You've got grassland there so you really want something to eat it. You've also got straw from the crops and the only thing that eats straw very well is cattle. Sheep can't do it too well, goats can't do it, deer can't do it. But cattle can do it really well and so I have these cattle here. Cows and calves and they eat the straw from the cereal crops but they also graze on the grassland which is in the rotation.
So you would imagine that you could get the right number of cattle to deal with all of your straw and grass and that's that. But if you have only cattle on the farm then you find that they have a particular parasite environment and you'll find that through their dung you'll have an escalating parasite problem, that creates up which you have to break somehow. And the best way to break it is to have another type of stock there that can cross-graze with the cattle. They take away the cattle parasites, and leave sheep ones there. The cattle graze the sheep ones away. So you've got this parasite compatibility. You reduce the challenge for any one stock type by having cross-grazing.
The fact that I've got grain means I need grass. The fact that I've got grass means I need cattle. Cattle help with the straw, but I can't only have cattle so I need sheep. The sheep also graze the grass, you see, to fix up the parasites from the cattle.
The fact that we process the grain means that we end up with seconds and broken grain small things from the seed cleaner, which we mill and that then goes to pigs because they can eat concentrates much better than ruminants can eat concentrates. The ruminants get very acid digestion systems if they get too much protein. So the pigs eat that. Then, in terms of marketing that, the pig meat and beef meat go together and we make continental small goods and market that as an end product.

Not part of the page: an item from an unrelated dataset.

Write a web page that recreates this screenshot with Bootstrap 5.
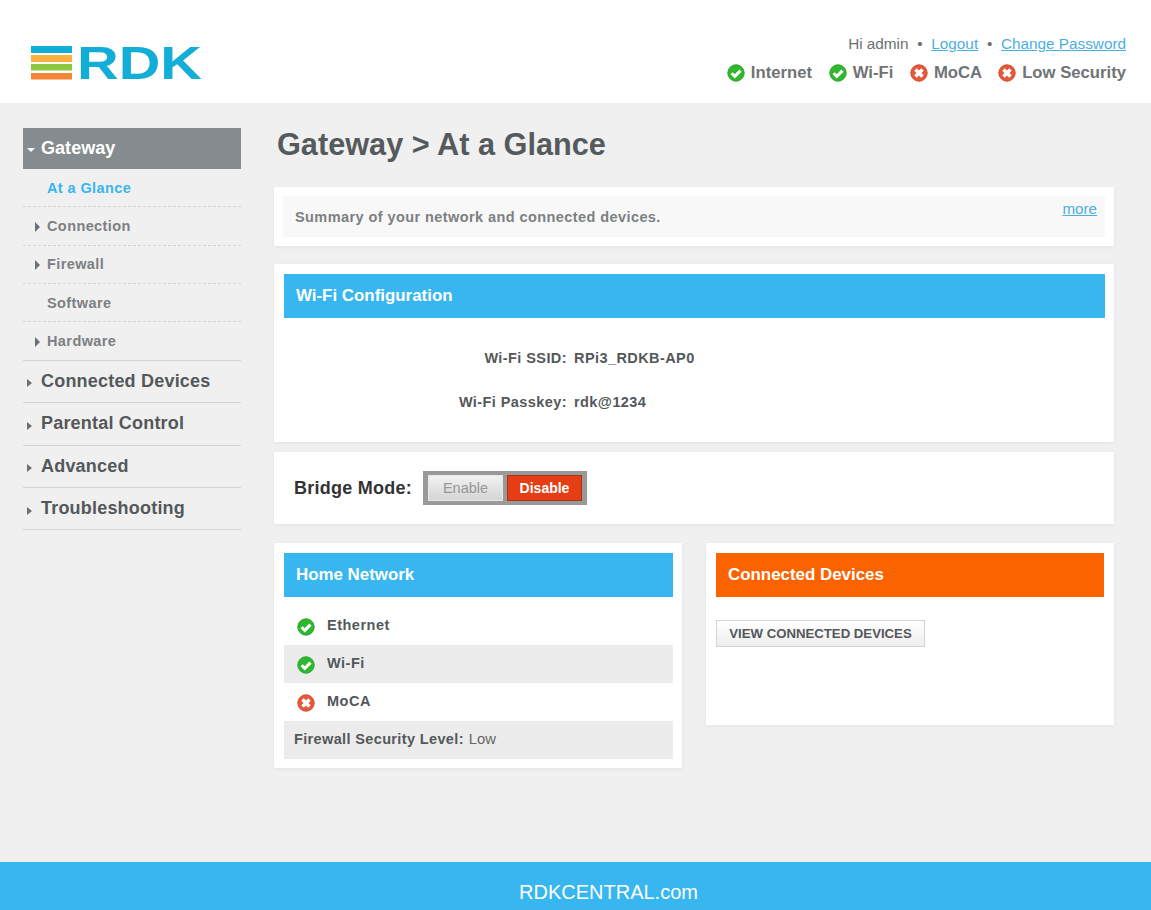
<!DOCTYPE html>
<html lang="en">
<head>
  <meta charset="UTF-8" />
  <meta name="viewport" content="width=device-width, initial-scale=1" />
  <title>Gateway - At a Glance</title>
  <link href="https://cdn.jsdelivr.net/npm/bootstrap@5.3.0/dist/css/bootstrap.min.css" rel="stylesheet" />
  <style>
    html, body { height: 910px; overflow: hidden; }
    body {
      background-color: #f0f0f0;
      font-family: "Liberation Sans", Arial, sans-serif;
      color: #555a5c;
    }
    a { color: #4cafdf; }
    .top-head { height: 103px; padding: 0 25px 0 31px; background: #fff; }
    .logo-svg { width: 176px; height: 62px; margin-top: 36px; display: block; }
    .user-line { font-size: 15.3px; color: #6b6f71; padding-top: 33px; line-height: 21px; }
    .user-line .dot { margin: 0 4.5px; }
    .status-line { font-size: 16.7px; font-weight: 700; color: #6f7375; margin-top: 8px; line-height: 22px; }
    .status-line span { margin-left: 12px; }
    .st-icon { width: 18px; height: 18px; flex: none; }
    .status-line .st-icon { margin-right: 6px; vertical-align: -4px; }

    .page-wrap { height: 759px; }
    .side-menu { width: 218px; margin: 25px 33px 0 23px; flex: none; }
    .menu-head { height: 41px; background: #858b8e; color: #fff; font-size: 18px; font-weight: 700; padding-left: 4px; letter-spacing: .05px; }
    .sub-item { height: 38.3px; border-bottom: 1px dashed #d4d4d4; font-size: 14.5px; font-weight: 700; color: #7c8082; padding: 2px 0 0 24px; letter-spacing: .4px; position: relative; }
    .sub-item.on { color: #38b6f0; }
    .sub-item.last { height: 38.6px; border-bottom: 1px solid #d4d4d4; }
    .main-item { height: 42.4px; border-bottom: 1px solid #d4d4d4; font-size: 18px; font-weight: 700; color: #54585a; padding-left: 18px; letter-spacing: .2px; position: relative; }
    .tri { position: absolute; top: 50%; width: 0; height: 0; border-style: solid; border-color: transparent transparent transparent #6c7072; border-width: 5px 0 5px 5px; margin-top: -4px; }
    .sub-item .tri { left: 12px; }
    .main-item .tri { left: 4px; border-width: 4px 0 4px 5px; margin-top: -2px; }
    .tri-down { width: 0; height: 0; border-style: solid; border-color: #fff transparent transparent transparent; border-width: 4px 4px 0 4px; margin-right: 6px; margin-top: 2px; }

    .main-col { width: 840px; flex: none; }
    .page-title { font-size: 30.7px; font-weight: 700; color: #555a5c; margin: 23px 0 0 3px; line-height: 38px; height: 61px; }
    .white-box { background: #fff; box-shadow: 0 1px 4px rgba(0,0,0,.06); }
    .summary-box { height: 59px; padding: 9px; margin-bottom: 18px; }
    .summary-in { height: 41px; background: #f8f8f8; padding: 2px 8px 0 12px; font-size: 14.5px; font-weight: 700; color: #7c8082; letter-spacing: .42px; }
    .summary-in a { font-weight: 400; font-size: 15.2px; margin-top: -16px; letter-spacing: 0; }
    .band { height: 44px; color: #fff; font-size: 16.9px; font-weight: 700; padding: 0 0 1px 12px; }
    .band-blue { background: #38b6f0; }
    .band-orange { background: #fb6200; }
    .wifi-box { height: 178px; padding: 10px 9px 0 10px; margin-bottom: 10px; }
    .kv-row { font-size: 14.5px; font-weight: 700; color: #54585a; height: 44px; letter-spacing: .42px; }
    .kv-row b { width: 283px; text-align: right; margin-right: 7px; }
    .kv-list { padding-top: 19px; }
    .bridge-box { height: 72px; padding-left: 20px; margin-bottom: 19px; }
    .bridge-label { font-size: 18px; font-weight: 700; color: #333; margin-right: 11px; letter-spacing: .25px; }
    .toggle-wrap { background: #999; padding: 4px 5px; gap: 4px; height: 34px; }
    .tog { width: 75px; font-size: 14.5px; border: 1px solid; padding-top: 1px; }
    .tog-off { background: linear-gradient(#f2f2f2, #d4d4d4); color: #969696; border-color: #e6e6e6; }
    .tog-on { background: #e63e14; color: #fff; font-weight: 700; border-color: #a93517; font-size: 14px; }
    .half-left { width: 408px; height: 225px; padding: 10px 9px 0 10px; }
    .half-right { width: 408px; height: 182px; padding: 10px 10px 0 10px; margin-left: 24px; }
    .net-list { margin-top: 10px; }
    .net-row { height: 38px; font-size: 14.5px; font-weight: 700; color: #54585a; padding-left: 13px; letter-spacing: .5px; }
    .net-row .st-icon { margin-right: 12px; margin-top: 1px; }
    .net-row span { margin-top: -1px; }
    .net-row.grey { background: #ececec; }
    .fw-row { padding-left: 10px; letter-spacing: .36px; }
    .fw-row em { font-style: normal; font-weight: 400; font-size: 14.8px; color: #666; letter-spacing: 0; margin: -1px 0 0 5px; }
    .view-btn {
      margin-top: 23px; height: 27px; width: 209px; border: 1px solid #d3d3d3; border-radius: 0; padding: 0;
      background: linear-gradient(#fff, #eee); color: #54585a; font-size: 13.2px; font-weight: 700;
    }
    .foot-bar { height: 48px; background: #38b6f0; color: #fff; font-size: 20px; padding: 11px 0 0 66px; }
  </style>
</head>
<body>

  <!-- Header -->
  <header class="top-head d-flex justify-content-between">
    <svg class="logo-svg" viewBox="0 -10 176 62">
      <rect x="0" y="0" width="41" height="7" fill="#12aed8" />
      <rect x="0" y="9" width="41" height="7" fill="#fbb040" />
      <rect x="0" y="18" width="41" height="6.500" fill="#8dc63f" />
      <rect x="0" y="27" width="41" height="6.500" fill="#f58634" />
      <text x="46" y="33" font-family="Liberation Sans" font-weight="700" font-size="46" fill="#12aed8" textLength="125" lengthAdjust="spacingAndGlyphs">RDK</text>
    </svg>
    <div class="text-end">
      <div class="user-line">Hi admin <span class="dot">•</span> <a href="#">Logout</a> <span class="dot">•</span> <a href="#">Change Password</a></div>
      <div class="status-line">
        <span><svg class="st-icon"><use href="#ok" /></svg>Internet</span>
        <span><svg class="st-icon"><use href="#ok" /></svg>Wi-Fi</span>
        <span><svg class="st-icon"><use href="#bad" /></svg>MoCA</span>
        <span><svg class="st-icon"><use href="#bad" /></svg>Low Security</span>
      </div>
    </div>
  </header>

  <!-- icon defs -->
  <svg width="0" height="0" class="position-absolute">
    <symbol id="ok" viewBox="0 0 18 18">
      <circle cx="9" cy="9" r="8.200" fill="#2fb82f" stroke="#27a527" stroke-width="1" />
      <path d="M4.600 9.200 L7.800 12.400 L13.500 6.600" fill="none" stroke="#fff" stroke-width="3" />
    </symbol>
    <symbol id="bad" viewBox="0 0 18 18">
      <circle cx="9" cy="9" r="8.200" fill="#e4573a" stroke="#d84a2a" stroke-width="1" />
      <path d="M5.500 5.500 L12.500 12.500 M12.500 5.500 L5.500 12.500" fill="none" stroke="#fff" stroke-width="3.600" />
    </symbol>
  </svg>

  <div class="page-wrap d-flex">
    <!-- Sidebar -->
    <nav class="side-menu">
      <div class="menu-head d-flex align-items-center"><i class="tri-down"></i>Gateway</div>
      <div class="sub-item on d-flex align-items-center">At a Glance</div>
      <div class="sub-item d-flex align-items-center"><i class="tri"></i>Connection</div>
      <div class="sub-item d-flex align-items-center"><i class="tri"></i>Firewall</div>
      <div class="sub-item d-flex align-items-center">Software</div>
      <div class="sub-item last d-flex align-items-center"><i class="tri"></i>Hardware</div>
      <div class="main-item d-flex align-items-center"><i class="tri"></i>Connected Devices</div>
      <div class="main-item d-flex align-items-center"><i class="tri"></i>Parental Control</div>
      <div class="main-item d-flex align-items-center"><i class="tri"></i>Advanced</div>
      <div class="main-item d-flex align-items-center"><i class="tri"></i>Troubleshooting</div>
    </nav>

    <!-- Main content -->
    <main class="main-col">
      <h1 class="page-title">Gateway &gt; At a Glance</h1>

      <div class="white-box summary-box">
        <div class="summary-in d-flex align-items-center justify-content-between">
          Summary of your network and connected devices.
          <a href="#">more</a>
        </div>
      </div>

      <div class="white-box wifi-box">
        <div class="band band-blue d-flex align-items-center">Wi-Fi Configuration</div>
        <div class="kv-list">
          <div class="kv-row d-flex align-items-center"><b>Wi-Fi SSID:</b> RPi3_RDKB-AP0</div>
          <div class="kv-row d-flex align-items-center"><b>Wi-Fi Passkey:</b> rdk@1234</div>
        </div>
      </div>

      <div class="white-box bridge-box d-flex align-items-center">
        <span class="bridge-label">Bridge Mode:</span>
        <div class="toggle-wrap d-flex">
          <div class="tog tog-off d-flex align-items-center justify-content-center">Enable</div>
          <div class="tog tog-on d-flex align-items-center justify-content-center">Disable</div>
        </div>
      </div>

      <div class="d-flex align-items-start">
        <div class="white-box half-left">
          <div class="band band-blue d-flex align-items-center">Home Network</div>
          <div class="net-list">
            <div class="net-row d-flex align-items-center"><svg class="st-icon"><use href="#ok" /></svg><span>Ethernet</span></div>
            <div class="net-row grey d-flex align-items-center"><svg class="st-icon"><use href="#ok" /></svg><span>Wi-Fi</span></div>
            <div class="net-row d-flex align-items-center"><svg class="st-icon"><use href="#bad" /></svg><span>MoCA</span></div>
            <div class="net-row grey fw-row d-flex align-items-center">Firewall Security Level: <em>Low</em></div>
          </div>
        </div>
        <div class="white-box half-right">
          <div class="band band-orange d-flex align-items-center">Connected Devices</div>
          <button class="btn view-btn">VIEW CONNECTED DEVICES</button>
        </div>
      </div>
    </main>
  </div>

  <footer class="foot-bar d-flex align-items-center justify-content-center">RDKCENTRAL.com</footer>

  <script src="https://cdn.jsdelivr.net/npm/bootstrap@5.3.0/dist/js/bootstrap.bundle.min.js"></script>
</body>
</html>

That's one aspect of it. But if you look around the farm you'll find these linkages all over. There are linkages all through this farm and I think that is what contributes to the stability -- environmentally, agriculturally and in the end also economically because you haven't got your eggs all in one basket. You've got a large number of products to sell. We sell barley coffee from our barley. We sell flour, and we sell oat flakes. We sell salamis and wool. There's a whole palette of stuff that comes off as a result.
In Motion Magazine: And GE? Will that contribute to stability or instability?
Ian Henderson: GE is another way to have a pyramid on its point in the sense that people will be able to plant large areas of, say, soya in New Zealand because it's been modified to accept the herbicide. Normally, you wouldn't plant that much soya because you've got problems with either the pests or the weeds or the disease that is associated with large amounts of soy. If you modify the soy to handle your poisons so it still grows in the face of all that application then you do it and you do it as a monoculture. You do it and you spray it and that's a step away from the diverse farm organism. It's another way of doing it without having a diverse farm organism.
If you've got the GE plant available, you can grow much more simply in a monoculture. It is another way of being unsustainable in the biological sense.
|Published in In Motion Magazine May 19, 2001.